See above to understand why even asking this question is idealist.
I am going to have to recapture and reformulate what you are saying here to me so that I can be certain to understand it:
The idea of the working class creating an economic / political system fundamentally different to those produced by capitalism and moreover a system adhering to the ideas of communism, can not be discussed in its potential actual realizations because those realizations would just be ideas, at this point, and hence pointless.
As a consequence, to be a Communist means to assume that the various ideas of Communism would necessarily be realized, somehow, as soon as the working class is aware of them and starts to try to execute them.

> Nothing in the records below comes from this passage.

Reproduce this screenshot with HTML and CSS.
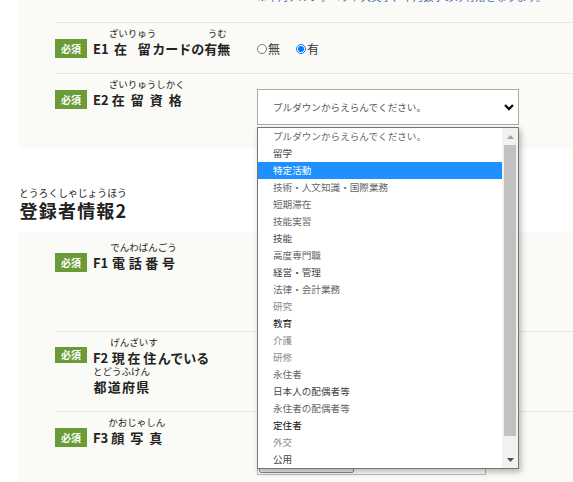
FILE: index.html
```html
<!DOCTYPE html>
<html lang="ja">
<head>
<meta charset="utf-8">
<title>登録者情報</title>
<link rel="stylesheet" href="styles.css">
</head>
<body>
<div class="page">
  <section class="panel panel-first">
    <div class="row row-prev">
      <p class="note">※半角アルファベット大文字、半角数字のみ有効となります。</p>
    </div>
    <div class="row">
      <span class="badge">必須</span>
      <div class="label">
        <div class="line">
          <span class="plain">E1</span>
          <ruby class="overhang"><span class="rbase"><span>在</span><span>留</span></span><rt>ざいりゅう</rt></ruby>
          <span class="plain">カードの</span>
          <ruby><span class="rbase"><span>有</span><span>無</span></span><rt>うむ</rt></ruby>
        </div>
      </div>
      <div class="field field-radio">
        <label class="radio"><input type="radio" name="card">無</label>
        <label class="radio"><input type="radio" name="card" checked>有</label>
      </div>
    </div>
    <div class="row">
      <span class="badge">必須</span>
      <div class="label">
        <div class="line">
          <span class="plain">E2</span>
          <ruby><span class="rbase"><span>在</span><span>留</span><span>資</span><span>格</span></span><rt>ざいりゅうしかく</rt></ruby>
        </div>
      </div>
      <div class="field field-select">
        <div class="select">
          <span>プルダウンからえらんでください。</span>
          <svg class="chevron" width="10" height="7" viewBox="0 0 10 7"><polyline points="1,1 5,5 9,1" fill="none" stroke="#111" stroke-width="2.4"/></svg>
        </div>
        <div class="popup">
          <ul class="options">
            <li class="c3">プルダウンからえらんでください。</li>
            <li class="c2">留学</li>
            <li class="sel">特定活動</li>
            <li class="c3">技術・人文知識・国際業務</li>
            <li class="c3">短期滞在</li>
            <li class="c3">技能実習</li>
            <li class="c2">技能</li>
            <li class="c3">高度専門職</li>
            <li class="c2">経営・管理</li>
            <li class="c3">法律・会計業務</li>
            <li class="c4">研究</li>
            <li class="c1">教育</li>
            <li class="c4">介護</li>
            <li class="c4">研修</li>
            <li class="c3">永住者</li>
            <li class="c2">日本人の配偶者等</li>
            <li class="c3">永住者の配偶者等</li>
            <li class="c1">定住者</li>
            <li class="c4">外交</li>
            <li class="c2">公用</li>
          </ul>
          <div class="scrollbar">
            <div class="sb-btn"><svg width="7" height="4" viewBox="0 0 7 4"><polygon points="0,4 3.5,0 7,4" fill="#a3a3a3"/></svg></div>
            <div class="sb-track"><div class="sb-thumb"></div></div>
            <div class="sb-btn"><svg width="7" height="4" viewBox="0 0 7 4"><polygon points="0,0 7,0 3.5,4" fill="#505050"/></svg></div>
          </div>
        </div>
      </div>
    </div>
  </section>

  <h2 class="heading">
    <ruby><span class="rbase"><span>登</span><span>録</span><span>者</span><span>情</span><span>報</span><span>2</span></span><rt>とうろくしゃじょうほう</rt></ruby>
  </h2>

  <section class="panel">
    <div class="row">
      <span class="badge">必須</span>
      <div class="label">
        <div class="line">
          <span class="plain">F1</span>
          <ruby class="spaced"><span class="rbase"><span>電</span><span>話</span><span>番</span><span>号</span></span><rt>でんわばんごう</rt></ruby>
        </div>
      </div>
      <div class="field field-tel"></div>
    </div>
    <div class="row">
      <span class="badge badge-short">必須</span>
      <div class="label">
        <div class="line">
          <span class="plain">F2</span>
          <ruby class="spaced"><span class="rbase"><span>現</span><span>在</span><span>住</span></span><rt>げんざいす</rt></ruby>
          <span class="plain">んでいる</span>
        </div>
        <div class="line">
          <ruby><span class="rbase"><span>都</span><span>道</span><span>府</span><span>県</span></span><rt>とどうふけん</rt></ruby>
        </div>
      </div>
      <div class="field"></div>
    </div>
    <div class="row">
      <span class="badge">必須</span>
      <div class="label">
        <div class="line">
          <span class="plain">F3</span>
          <ruby><span class="rbase"><span>顔</span><span>写</span><span>真</span></span><rt>かおじゃしん</rt></ruby>
        </div>
      </div>
      <div class="field field-file">
        <div class="file"><span class="file-btn">ファイルを選択</span><span class="file-name">選択されていません</span></div>
      </div>
    </div>
  </section>
</div>
</body>
</html>
```

FILE: styles.css
```css
html, body {
  margin: 0;
  padding: 0;
  background: #fff;
  overflow: hidden;
}

body {
  width: 573px;
  height: 482px;
  font-family: "Noto Sans CJK JP", "Noto Sans", sans-serif;
  color: #222;
}

.page {
  padding-left: 18px;
}

.panel {
  background: #fafaf6;
  padding: 5px 0 13px 37px;
}

.panel-first {
  margin-top: -13px;
  padding-top: 0;
}

.row {
  display: flex;
  align-items: flex-start;
  padding: 11px 0 10px;
  border-top: 1px solid #e6e6e4;
}

.panel > .row:first-child {
  border-top: none;
}

.row-prev {
  padding: 0 0 15px;
}

.note {
  margin: 0 0 0 202px;
  font-size: 10.4px;
  line-height: 20px;
  color: #3d68b0;
  white-space: nowrap;
}

.badge {
  flex: none;
  width: 32px;
  height: 19px;
  margin: 5px 6px 0 0;
  background: #6a9b37;
  color: #fff;
  font-size: 10px;
  font-weight: 700;
  line-height: 19px;
  text-align: center;
}

.badge-short {
  height: 16px;
  line-height: 16px;
  margin-top: 4px;
}

/* labels with furigana */
.label {
  flex: none;
  width: 150px;
  margin-right: 14px;
  display: flex;
  flex-direction: column;
  font-size: 13px;
  font-weight: 700;
}

.line {
  display: flex;
  align-items: flex-end;
  height: 29px;
}

.plain {
  line-height: 15px;
  padding-bottom: 7px;
  white-space: nowrap;
}

ruby {
  display: inline-flex;
  flex-direction: column-reverse;
  align-items: stretch;
  padding-bottom: 7px;
}

ruby.overhang {
  margin-right: -4px;
}

ruby.spaced {
  margin-left: 2px;
}

.rbase {
  display: flex;
  justify-content: space-around;
  line-height: 15px;
}

rt {
  display: block;
  font-size: 9.5px;
  font-weight: 400;
  line-height: 10px;
  margin-bottom: 3px;
  text-align: center;
  white-space: nowrap;
}

/* fields */
.field {
  flex: 1;
  min-width: 0;
  position: relative;
}

.field-radio {
  display: flex;
  align-items: center;
  height: 29px;
  font-size: 12px;
  color: #333;
}

.radio {
  display: inline-flex;
  align-items: center;
  gap: 1px;
  margin-right: 16px;
}

.radio input {
  width: 10px;
  height: 10px;
  margin: 0;
}

.field-select {
  margin-top: 4px;
}

.select {
  box-sizing: border-box;
  width: 262px;
  height: 36px;
  border: 1px solid #acacac;
  background: #fff;
  display: flex;
  align-items: center;
  justify-content: space-between;
  padding: 0 4px 0 15px;
  font-size: 9.6px;
  color: #555;
}

.chevron {
  display: block;
}

.popup {
  position: absolute;
  top: 38px;
  left: 0;
  z-index: 10;
  box-sizing: border-box;
  width: 262px;
  height: 342px;
  border: 1px solid #767676;
  background: #fff;
  display: flex;
  box-shadow: 2px 3px 6px rgba(0, 0, 0, 0.28);
}

.options {
  list-style: none;
  margin: 0;
  padding: 0;
  flex: 1;
  min-width: 0;
}

.options li {
  height: 17px;
  line-height: 17px;
  padding-left: 15px;
  font-size: 9.6px;
  white-space: nowrap;
  overflow: hidden;
}

.options .c1 { color: #111; }
.options .c2 { color: #444; }
.options .c3 { color: #666; }
.options .c4 { color: #8a8a8a; }

.options .sel {
  background: #1e90ff;
  color: #fff;
}

.scrollbar {
  flex: none;
  width: 16px;
  background: #f1f1f1;
  display: flex;
  flex-direction: column;
}

.sb-btn {
  height: 17px;
  display: flex;
  align-items: center;
  justify-content: center;
}

.sb-btn svg {
  display: block;
}

.sb-track {
  flex: 1;
  padding: 0 2px;
}

.sb-thumb {
  height: 291px;
  background: #c1c1c1;
}

/* section heading */
.heading {
  display: flex;
  align-items: flex-end;
  height: 30px;
  margin: 47px 0 7px 1px;
  font-size: 18px;
  font-weight: 700;
}

.heading ruby {
  padding-bottom: 5px;
}

.heading .rbase {
  line-height: 20px;
}

.heading rt {
  font-size: 9.8px;
  margin-bottom: 2px;
}

.field-tel {
  height: 73px;
}

.field-file {
  margin-top: 22px;
}

.file {
  box-sizing: border-box;
  width: 229px;
  height: 30px;
  padding: 1px;
  border: 1px solid #bdbdbd;
  background: #fff;
  display: flex;
  align-items: stretch;
  font-size: 10px;
}

.file-btn {
  box-sizing: border-box;
  width: 95px;
  border: 1px solid #8f8f8f;
  border-radius: 2px;
  background: #efefef;
  display: flex;
  align-items: center;
  justify-content: center;
}

.file-name {
  padding-left: 6px;
  display: flex;
  align-items: center;
}
```
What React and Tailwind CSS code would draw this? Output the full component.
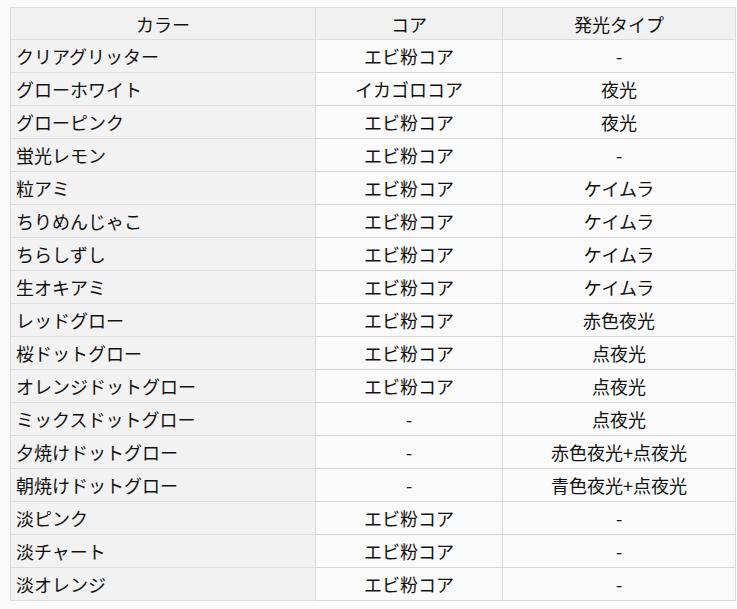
import React from "react";

const rows = [
	["クリアグリッター", "エビ粉コア", "-"],
	["グローホワイト", "イカゴロコア", "夜光"],
	["グローピンク", "エビ粉コア", "夜光"],
	["蛍光レモン", "エビ粉コア", "-"],
	["粒アミ", "エビ粉コア", "ケイムラ"],
	["ちりめんじゃこ", "エビ粉コア", "ケイムラ"],
	["ちらしずし", "エビ粉コア", "ケイムラ"],
	["生オキアミ", "エビ粉コア", "ケイムラ"],
	["レッドグロー", "エビ粉コア", "赤色夜光"],
	["桜ドットグロー", "エビ粉コア", "点夜光"],
	["オレンジドットグロー", "エビ粉コア", "点夜光"],
	["ミックスドットグロー", "-", "点夜光"],
	["夕焼けドットグロー", "-", "赤色夜光+点夜光"],
	["朝焼けドットグロー", "-", "青色夜光+点夜光"],
	["淡ピンク", "エビ粉コア", "-"],
	["淡チャート", "エビ粉コア", "-"],
	["淡オレンジ", "エビ粉コア", "-"],
];

const App = () => {
	return (
		<div
			className="min-h-[609px] bg-[#fafafa] pt-[7px] pl-[10px] text-[#111]"
			style={{ fontFamily: '"Noto Sans CJK JP", "Noto Sans", sans-serif' }}
		>
			<table className="w-[726px] border-collapse text-[18px] leading-[24px]">
				<thead>
					<tr className="bg-[#f1f1f1]">
						<th className="w-[305px] h-[32px] border border-[#dcdcdc] font-normal p-0">
							カラー
						</th>
						<th className="w-[187px] border border-[#dcdcdc] font-normal p-0">
							コア
						</th>
						<th className="border border-[#dcdcdc] font-normal p-0">
							発光タイプ
						</th>
					</tr>
				</thead>
				<tbody>
					{rows.map((r, i) => (
						<tr key={i} className="h-[33px]">
							<td className="border border-[#dcdcdc] bg-[#f2f2f2] px-[5px] py-0 text-left">
								{r[0]}
							</td>
							<td className="border-x border-y border-x-[#dcdcdc] border-y-[#d6d6d6] border-y-dotted bg-[#fafafa] py-0 text-center">
								{r[1]}
							</td>
							<td className="border-x border-y border-x-[#dcdcdc] border-y-[#d6d6d6] border-y-dotted bg-[#fafafa] py-0 text-center">
								{r[2]}
							</td>
						</tr>
					))}
				</tbody>
			</table>
		</div>
	);
};

export default App;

I have to say that I find this POV not entirely satisfying or logically consistent, but since this is not a discussion thread, I will accept this as your answer (edit: assuming I got it right, of course! Please correct me if I misrepresented your position) and would like to ask a different question:
What I see implied in such a POV is a very strong agency of a very large group, i.e. the working class.
Why is such agency assumed? You may say due to the common interests of the working class, unifying it and enabling it to more or less act as one person/agent (hence: agency). But as soon as the working class has more or less abolished other classes and there is only one class left, why is it assumed that such agency persist beyond the stage of class struggle?
I am asking because to me a very large group of people engaging in intense cooperation on the basis of a common goal for an indefinite amount of time is a far from trivial thing to assume. If I, personally, look at human history, I see close-knit cooperation only under special circumstances and/or in fairly small groups. Whereas I see the opposite as the general status quo of large groups. Yet in communism, the whole of the working class, which ultimately will be the whole of humanity, is working together to do nothing but write history (am using this expression in accordance to what Marx said about history only really beginning when Communism arrived). So, I think it is fair to say, they will have to cooperate well enough to achieve the most monumental task imaginable. So they will have to cooperate very well. They will not just have to have great agency, but really really great agency as a group.
To repeat: Why is this assumed?
Or alternatively, why is my question wrong?